- [Exercise aim]
Write out the material again exactly, please, and omit the pictures.

- [Collected material]
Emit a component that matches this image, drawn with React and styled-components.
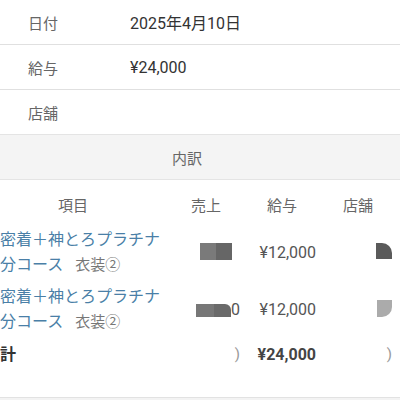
import React from 'react';
import styled, { createGlobalStyle } from 'styled-components';

const GlobalStyle = createGlobalStyle`
    html, body {
        margin: 0;
        padding: 0;
        background: #f3f3f3;
    }
    body {
        font-family: Roboto, "Noto Sans CJK JP", sans-serif;
        overflow: hidden;
    }
`;

const Page = styled.div`
    width: 400px;
    background: #fff;
    overflow: hidden;
    border-bottom: 1px solid #e2e2e2;
`;

const InfoRow = styled.div`
    display: grid;
    grid-template-columns: 102px 1fr;
    align-items: center;
    height: 44px;
    padding-left: 28px;
    border-bottom: ${props => (props.last ? 'none' : '1px solid #e0e0e0')};
`;

const Label = styled.span`
    font-size: 15px;
    color: #666;
`;

const Value = styled.span`
    font-size: 16px;
    color: #333;
`;

const Breakdown = styled.div`
    width: 426px;
    margin-left: -26px;
`;

const Band = styled.div`
    display: flex;
    align-items: center;
    justify-content: center;
    height: 44px;
    background: #f4f4f4;
    border-top: 1px solid #e4e4e4;
    border-bottom: 1px solid #e4e4e4;
    font-size: 15px;
    color: #666;
`;

const Table = styled.div`
    display: grid;
    grid-template-columns: 198px 76px 76px 76px;
    padding-bottom: 27px;
`;

const HeadCell = styled.div`
    padding: 16px ${props => (props.first ? '0' : '8px')} 8px 0;
    line-height: 20px;
    font-size: 15px;
    color: #666;
    text-align: center;
`;

const NameCell = styled.div`
    padding: ${props => (props.total ? '4px' : '3px')} 0 3px 26px;
    line-height: 25px;
    font-size: 16px;
    color: ${props => (props.total ? '#333' : '#4a7fa7')};
    font-weight: ${props => (props.total ? 700 : 400)};
    white-space: nowrap;
`;

const Costume = styled.span`
    margin-left: 12px;
    font-size: 15px;
    color: #777;
`;

const NumCell = styled.div`
    display: flex;
    align-items: center;
    justify-content: flex-end;
    padding-right: 8px;
    font-size: 16px;
    color: ${props => (props.bold ? '#444' : '#555')};
    font-weight: ${props => (props.bold ? 700 : 400)};
`;

const Redact = styled.span`
    display: inline-block;
    width: ${props => props.w}px;
    height: ${props => props.h}px;
    background: ${props => props.tone};
    border-radius: ${props => props.radius || '0'};
    margin-top: ${props => props.shift || 0}px;
`;

const Split = styled.span`
    display: inline-flex;
    margin-right: ${props => props.gap || 0}px;
`;

const Faint = styled.span`
    color: #999;
    font-size: 15px;
    font-weight: 400;
`;

const items = [
    { sales: 'a', shop: 'a' },
    { sales: 'b', shop: 'b' }
];

function SalesMask({ kind }) {
    if (kind === 'a') {
        return (
            <Split gap={8}>
                <Redact w={16} h={17} tone="#7a7a7a" shift={-2} />
                <Redact w={16} h={17} tone="#666" shift={-2} />
            </Split>
        );
    }
    return (
        <>
            <Split>
                <Redact w={18} h={13} tone="#777" shift={2} />
                <Redact w={17} h={13} tone="#6a6a6a" shift={2} radius="0 6px 0 0" />
            </Split>
            0
        </>
    );
}

function ShopMask({ kind }) {
    if (kind === 'a') {
        return <Redact w={16} h={16} tone="#5a5a5a" radius="0 10px 0 0" shift={-3} />;
    }
    return <Redact w={15} h={17} tone="#ababab" radius="0 0 10px 0" shift={-2} />;
}

export default function App() {
    return (
        <>
            <GlobalStyle />
            <Page>
                <InfoRow>
                    <Label>日付</Label>
                    <Value>2025年4月10日</Value>
                </InfoRow>
                <InfoRow>
                    <Label>給与</Label>
                    <Value>¥24,000</Value>
                </InfoRow>
                <InfoRow last>
                    <Label>店舗</Label>
                    <Value />
                </InfoRow>
                <Breakdown>
                    <Band>内訳</Band>
                    <Table>
                        <HeadCell first>項目</HeadCell>
                        <HeadCell>売上</HeadCell>
                        <HeadCell>給与</HeadCell>
                        <HeadCell>店舗</HeadCell>
                        {items.map((item, i) => (
                            <React.Fragment key={i}>
                                <NameCell>
                                    密着＋神とろプラチナ
                                    <br />
                                    分コース<Costume>衣装②</Costume>
                                </NameCell>
                                <NumCell>
                                    <SalesMask kind={item.sales} />
                                </NumCell>
                                <NumCell>¥12,000</NumCell>
                                <NumCell>
                                    <ShopMask kind={item.shop} />
                                </NumCell>
                            </React.Fragment>
                        ))}
                        <NameCell total>計</NameCell>
                        <NumCell bold>
                            <Faint>)</Faint>
                        </NumCell>
                        <NumCell bold>¥24,000</NumCell>
                        <NumCell bold>
                            <Faint>)</Faint>
                        </NumCell>
                    </Table>
                </Breakdown>
            </Page>
        </>
    );
}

- [Result of the task]
Emit a component that matches this image, drawn with React and styled-components.
import React from 'react';
import styled, { createGlobalStyle } from 'styled-components';

const GlobalStyle = createGlobalStyle`
    html, body {
        margin: 0;
        padding: 0;
        background: #f3f3f3;
    }
    body {
        font-family: Roboto, "Noto Sans CJK JP", sans-serif;
        overflow: hidden;
    }
`;

const Page = styled.div`
    width: 400px;
    background: #fff;
    overflow: hidden;
    border-bottom: 1px solid #e2e2e2;
`;

const InfoRow = styled.div`
    display: grid;
    grid-template-columns: 102px 1fr;
    align-items: center;
    height: 44px;
    padding-left: 28px;
    border-bottom: ${props => (props.last ? 'none' : '1px solid #e0e0e0')};
`;

const Label = styled.span`
    font-size: 15px;
    color: #666;
`;

const Value = styled.span`
    font-size: 16px;
    color: #333;
`;

const Breakdown = styled.div`
    width: 426px;
    margin-left: -26px;
`;

const Band = styled.div`
    display: flex;
    align-items: center;
    justify-content: center;
    height: 44px;
    background: #f4f4f4;
    border-top: 1px solid #e4e4e4;
    border-bottom: 1px solid #e4e4e4;
    font-size: 15px;
    color: #666;
`;

const Table = styled.div`
    display: grid;
    grid-template-columns: 198px 76px 76px 76px;
    padding-bottom: 27px;
`;

const HeadCell = styled.div`
    padding: 16px ${props => (props.first ? '0' : '8px')} 8px 0;
    line-height: 20px;
    font-size: 15px;
    color: #666;
    text-align: center;
`;

const NameCell = styled.div`
    padding: ${props => (props.total ? '4px' : '3px')} 0 3px 26px;
    line-height: 25px;
    font-size: 16px;
    color: ${props => (props.total ? '#333' : '#4a7fa7')};
    font-weight: ${props => (props.total ? 700 : 400)};
    white-space: nowrap;
`;

const Costume = styled.span`
    margin-left: 12px;
    font-size: 15px;
    color: #777;
`;

const NumCell = styled.div`
    display: flex;
    align-items: center;
    justify-content: flex-end;
    padding-right: 8px;
    font-size: 16px;
    color: ${props => (props.bold ? '#444' : '#555')};
    font-weight: ${props => (props.bold ? 700 : 400)};
`;

const Redact = styled.span`
    display: inline-block;
    width: ${props => props.w}px;
    height: ${props => props.h}px;
    background: ${props => props.tone};
    border-radius: ${props => props.radius || '0'};
    margin-top: ${props => props.shift || 0}px;
`;

const Split = styled.span`
    display: inline-flex;
    margin-right: ${props => props.gap || 0}px;
`;

const Faint = styled.span`
    color: #999;
    font-size: 15px;
    font-weight: 400;
`;

const items = [
    { sales: 'a', shop: 'a' },
    { sales: 'b', shop: 'b' }
];

function SalesMask({ kind }) {
    if (kind === 'a') {
        return (
            <Split gap={8}>
                <Redact w={16} h={17} tone="#7a7a7a" shift={-2} />
                <Redact w={16} h={17} tone="#666" shift={-2} />
            </Split>
        );
    }
    return (
        <>
            <Split>
                <Redact w={18} h={13} tone="#777" shift={2} />
                <Redact w={17} h={13} tone="#6a6a6a" shift={2} radius="0 6px 0 0" />
            </Split>
            0
        </>
    );
}

function ShopMask({ kind }) {
    if (kind === 'a') {
        return <Redact w={16} h={16} tone="#5a5a5a" radius="0 10px 0 0" shift={-3} />;
    }
    return <Redact w={15} h={17} tone="#ababab" radius="0 0 10px 0" shift={-2} />;
}

export default function App() {
    return (
        <>
            <GlobalStyle />
            <Page>
                <InfoRow>
                    <Label>日付</Label>
                    <Value>2025年4月10日</Value>
                </InfoRow>
                <InfoRow>
                    <Label>給与</Label>
                    <Value>¥24,000</Value>
                </InfoRow>
                <InfoRow last>
                    <Label>店舗</Label>
                    <Value />
                </InfoRow>
                <Breakdown>
                    <Band>内訳</Band>
                    <Table>
                        <HeadCell first>項目</HeadCell>
                        <HeadCell>売上</HeadCell>
                        <HeadCell>給与</HeadCell>
                        <HeadCell>店舗</HeadCell>
                        {items.map((item, i) => (
                            <React.Fragment key={i}>
                                <NameCell>
                                    密着＋神とろプラチナ
                                    <br />
                                    分コース<Costume>衣装②</Costume>
                                </NameCell>
                                <NumCell>
                                    <SalesMask kind={item.sales} />
                                </NumCell>
                                <NumCell>¥12,000</NumCell>
                                <NumCell>
                                    <ShopMask kind={item.shop} />
                                </NumCell>
                            </React.Fragment>
                        ))}
                        <NameCell total>計</NameCell>
                        <NumCell bold>
                            <Faint>)</Faint>
                        </NumCell>
                        <NumCell bold>¥24,000</NumCell>
                        <NumCell bold>
                            <Faint>)</Faint>
                        </NumCell>
                    </Table>
                </Breakdown>
            </Page>
        </>
    );
}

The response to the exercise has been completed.